Going back a little, that amount of data is not new to us. We run our hosted Prometheus solution on top of Cortex, which manages several hundred TB on top of Bigtable. Cortex also supports Cassandra, DynamoDB, but one problem ails all these systems: They're hard to manage and expensive to run! Thanos, another project that does long term storage for Prometheus, uses Object Storage like S3, GCS, Minio, etc. to store data. It saw a lot of adoption, even with the existence of a more mature Cortex project, and a large part of the credit goes to using Object Storage which reduces the TCO by an order of magnitude and makes the system overall much easier to use.

We've learnt from Thanos and made sure Loki could run purely off of object storage and made it super easy to use and we saw incredible success! At this point it was clear that if we wanted to build a scalable, robust but inexpensive tracing solution, we needed to build it on top of Object Storage. To put it in perspective, storing 24TB in GCS costs less than $500 per month! This is great, and now Cortex's new storage engine borrows from Thanos and is fully backed by an Object Store and easy to use as well!

With that decision, we needed to see what the datamodel looks like and we quickly realised that all we needed was a KV Store built on top of Object Storage. Literally the query model is to load all the spans for a traceID. Hence a KV store where the key is the traceID and the value is the blob of spans for that traceID. Now, a trace object (the collection of spans) is super small in the order of bytes to a few KB hence using the traceID as the key in the object store won't work, atleast not cost efficiently. We need much bigger objects for this to work.

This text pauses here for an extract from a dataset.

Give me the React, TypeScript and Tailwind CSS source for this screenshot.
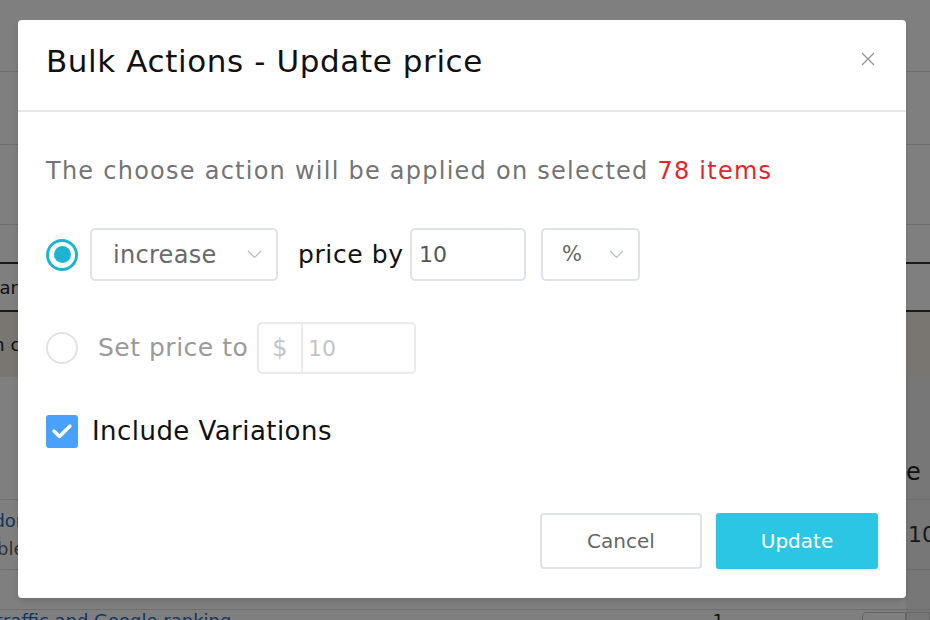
import React from "react";

const FONT = "'DejaVu Sans', 'Liberation Sans', sans-serif";

function Chevron() {
  return (
    <svg width="15" height="9" viewBox="0 0 15 9" fill="none">
      <path d="M1 1 L7.5 7.5 L14 1" stroke="#b5b9c0" strokeWidth="1.2" />
    </svg>
  );
}

function Background() {
  return (
    <div className="flex flex-col w-[930px] h-[620px] bg-white text-[18px] text-[#222]">
      <div className="h-[72px] shrink-0 border-b border-[#dddddd]" />
      <div className="h-[73px] shrink-0 border-b border-[#dddddd]" />
      <div className="h-[80px] shrink-0 border-b border-[#dddddd]" />
      <div className="h-[37px] shrink-0" />
      <div className="h-[50px] shrink-0 border-y-2 border-[#333] flex items-center">
        <span className="ml-[-23px]">Search</span>
      </div>
      <div className="h-[65px] shrink-0 bg-[#f3ece2] flex items-center">
        <span className="ml-[-12px]">In case</span>
      </div>
      <div className="h-[245px] shrink-0 flex">
        <div className="flex-1 flex flex-col">
          <div className="h-[123px] shrink-0 border-b border-[#dddddd]" />
          <div className="h-[70px] shrink-0 border-b border-[#dddddd] flex flex-col justify-center leading-[28px]">
            <span className="ml-[-40px] text-[#2a6ebb]">Vendor</span>
            <span className="ml-[-22px] text-[#666]">Table</span>
          </div>
          <div className="h-[40px] shrink-0 border-b border-[#dddddd]" />
          <div className="flex items-start h-[12px] shrink-0 overflow-visible">
            <span className="ml-[-4px] text-[#2a6ebb] leading-[22px]">traffic and Google ranking</span>
            <span className="ml-[481px] leading-[22px]">1</span>
            <div className="ml-[138px] mt-[2px] w-[44px] h-[20px] border border-[#ccc] rounded-tl-[4px]" />
          </div>
        </div>
        <div className="w-[24px] shrink-0 bg-[#eeeeee] flex flex-col">
          <div className="h-[123px] shrink-0 border-b border-[#dddddd] flex items-end pb-[12px] text-[24px] leading-[30px]">
            e
          </div>
          <div className="h-[70px] shrink-0 border-b border-[#dddddd] flex items-center pl-[2px] text-[22px] text-[#333]">
            10
          </div>
          <div className="h-[40px] shrink-0 border-b border-[#dddddd]" />
          <div className="mt-[2px] w-[24px] h-[20px] border border-[#ccc]" />
        </div>
      </div>
    </div>
  );
}

export default function App() {
  return (
    <div
      className="relative w-[930px] h-[620px] overflow-hidden bg-white"
      style={{ fontFamily: FONT }}
    >
      <Background />
      <div className="absolute inset-0 bg-black/50" />
      <div className="absolute left-[18px] top-[20px] w-[888px] h-[578px] bg-white rounded-[4px] shadow-md flex flex-col">
        <div className="h-[92px] shrink-0 flex items-center justify-between pl-[28px] pr-[31px] pb-[8px] border-b-2 border-[#e6e6e6]">
          <div className="text-[31px] leading-[40px] text-[#111] tracking-[0.6px]">
            Bulk Actions - Update price
          </div>
          <svg width="14" height="14" viewBox="0 0 14 14" fill="none" className="mb-[4px]">
            <path d="M1 1 L13 13 M13 1 L1 13" stroke="#8d929b" strokeWidth="1.2" />
          </svg>
        </div>

        <div className="flex flex-col px-[28px] pt-[43px]">
          <div className="text-[24px] leading-[32px] text-[#747474] tracking-[1.25px] whitespace-nowrap">
            The choose action will be applied on selected{" "}
            <span className="text-[#e3242f]">78 items</span>
          </div>

          <div className="mt-[41px] h-[53px] flex items-center">
            <div className="w-[32px] h-[32px] shrink-0 rounded-full border-[3px] border-[#1fb3d3] flex items-center justify-center">
              <div className="w-[17px] h-[17px] rounded-full bg-[#1fb3d3]" />
            </div>
            <div className="ml-[12px] w-[188px] h-[53px] shrink-0 border-2 border-[#dfe2e7] rounded-[5px] flex items-center justify-between pl-[21px] pr-[14px]">
              <span className="text-[24px] text-[#6a6a6a] tracking-[0.3px]">increase</span>
              <Chevron />
            </div>
            <span className="ml-[20px] w-[105px] shrink-0 whitespace-nowrap text-[25px] text-[#111] tracking-[0.6px]">
              price by
            </span>
            <div className="ml-[7px] w-[116px] h-[53px] shrink-0 border-2 border-[#dfe2e7] rounded-[5px] flex items-center pl-[7px]">
              <span className="text-[22px] text-[#555]">10</span>
            </div>
            <div className="ml-[15px] w-[99px] h-[53px] shrink-0 border-2 border-[#dfe2e7] rounded-[5px] flex items-center justify-between pl-[19px] pr-[14px]">
              <span className="text-[21px] text-[#666]">%</span>
              <Chevron />
            </div>
          </div>

          <div className="mt-[41px] h-[52px] flex items-center">
            <div className="w-[32px] h-[32px] shrink-0 rounded-full border-2 border-[#dfe2e7]" />
            <span className="ml-[20px] w-[150px] shrink-0 whitespace-nowrap text-[25px] text-[#9a9a9a] tracking-[0.5px]">
              Set price to
            </span>
            <div className="ml-[9px] flex h-[52px]">
              <div className="w-[44px] h-full border-2 border-r-0 border-[#e8eaee] rounded-l-[5px] flex items-center justify-center text-[24px] text-[#c4c4c4]">
                $
              </div>
              <div className="w-[115px] h-full border-2 border-[#e8eaee] rounded-r-[5px] flex items-center pl-[5px] text-[22px] text-[#c4c4c4]">
                10
              </div>
            </div>
          </div>

          <div className="mt-[40px] h-[34px] flex items-center">
            <div className="w-[32px] h-[33px] shrink-0 rounded-[3px] bg-[#4aa1fb] flex items-center justify-center">
              <svg width="22" height="18" viewBox="0 0 22 18" fill="none">
                <path d="M3 9 L8.5 14.5 L19 4" stroke="white" strokeWidth="3.4" strokeLinecap="round" strokeLinejoin="round" />
              </svg>
            </div>
            <span className="ml-[14px] whitespace-nowrap text-[26px] text-[#111] tracking-[0.45px]">Include Variations</span>
          </div>

          <div className="mt-[65px] flex justify-end gap-[14px]">
            <div className="w-[162px] h-[56px] border-2 border-[#dfe2e7] rounded-[4px] flex items-center justify-center text-[20px] text-[#666]">
              Cancel
            </div>
            <div className="w-[162px] h-[56px] bg-[#2bc6e4] rounded-[3px] shadow-sm flex items-center justify-center text-[20px] text-white">
              Update
            </div>
          </div>
        </div>
      </div>
    </div>
  );
}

Enter tempodb, our KV store built on top of Object Store. tempodb collects the KV objects and builds them into large blocks, several 100MBs big and stores them in an object store. It has a lot of cool magic inside including bloom filters and compactions and I'll dive into it in its own blogpost.

TempoDB is not Tempo!

But a simple KV store won't cut it. When applications send us data, they will end up sending us individual spans, and not all the spans bunched together by traceID. We needed a system that could collect all the spans together, assemble them by traceID and store them in the Object Store. Basically we need to collect spans by the traceID and fortunately we have a lot of experience with this problem in Cortex (and Loki) where we needed to assemble all the samples by their metric for compression. It's a very robust and scalable system that uses a hash ring and we used the same system for Tempo. This guarantees us virtually infinite scalability!

Our docs are sparse now (we're working on them pronto!) but you can get some of the details here: https://grafana.com/docs/tempo/latest/architecture/.

I'll explain this in detail with the tempodb blogpost but the gist is, tempodb is a generic KV db built on top of an object store backend. In Tempo, we use it to index the high cardinality traceID field.

Now Tempo is not just the simple storage layer, but also does sampling if required and enforces retention and we are going to add more tracing specific features to it.

TLDR?

Overall, I can say this about Tempo, it's a simple but scalable, easy to run and inexpensive tracing store that relies on other systems for its indexing. I'm using indexing loosely here, but you get the point.

The future is bright and BUSY

We're nowhere close to done here! I think we have done a lot of amazing work and have something that we're relying on in production every single day. But we have a lot more on its way.

Make Logs and Metrics driven lookups mainstream

We, as in engineers at Grafana Labs, use Logs to drive the trace lookups. I think this is super unique to us and we need to make sure that it's easy to print out traceIDs in logs and also that people using Elastic, Loki and every other logging system can quickly switch to traces from their logs.

Exemplars shared above are just a demo for now. We have a branch of Prometheus which supports exemplars, and the exposition format and the Golang client library now supports them, but we need to make sure that we add this to Prometheus proper and that all the client libraries support exposing exemplars. Once that is done we should refine the metrics to traces workflow in Grafana so that other metric stores also support them and exemplars are mainstream.

Make Tempo better and grow the community

Tempo today is just Beta software. True, we have been using it in production for months now, but thats just us! I'm super excited to see how the community starts using it, the problems they'll run into and just to generally see the community grow and for Tempo to hit 1.0!

Build that analytics columnar store!

I think offloading the lookups to logs and metrics is great but this involves visiting 2 systems. Sometimes I just want to look at traces directly and I should be able to do the lookups directly in Tempo! But thats not the only usecase, tracing in its current form is limited and it has been written up in several excellent posts:

Distributed Tracing — we’ve been doing it wrong
Distributed Tracing is often considered hard to deploy and its value proposition questionable at best. A variety of reasons are attributed to why tracing is “difficult”, an apocryphal concern being…
A simple way to get more value from tracing

We don't just want to lookup the trace but run analytics on the traces to get a lot more info, for example:

SELECT histogram_distribution(span.duration) WHERE
	tags(user=XXX and service=ingester and operation=push)
	T1 < time.start < T2

To do analytics like this, a columnar store is perfect, but I couldn't find a good one that is backed by an object store, schemaless and super simple to operate. I pray I am wrong and that there exists one already, because that would be awesome!

I should give a shoutout to sybil, but its sadly not embeddable and uses a forked process for everything. Nothing wrong with that in itself, but it also has very little activity and the code is far from idiomatic. Honeycomb is a great solution and is powered by such a columnar store and Slack uses Honeycomb for its trace indexing! But sadly it's closed source and I think (heavy emphasis on I) we will end up building an OSS columnar store as part of Tempo 2.0.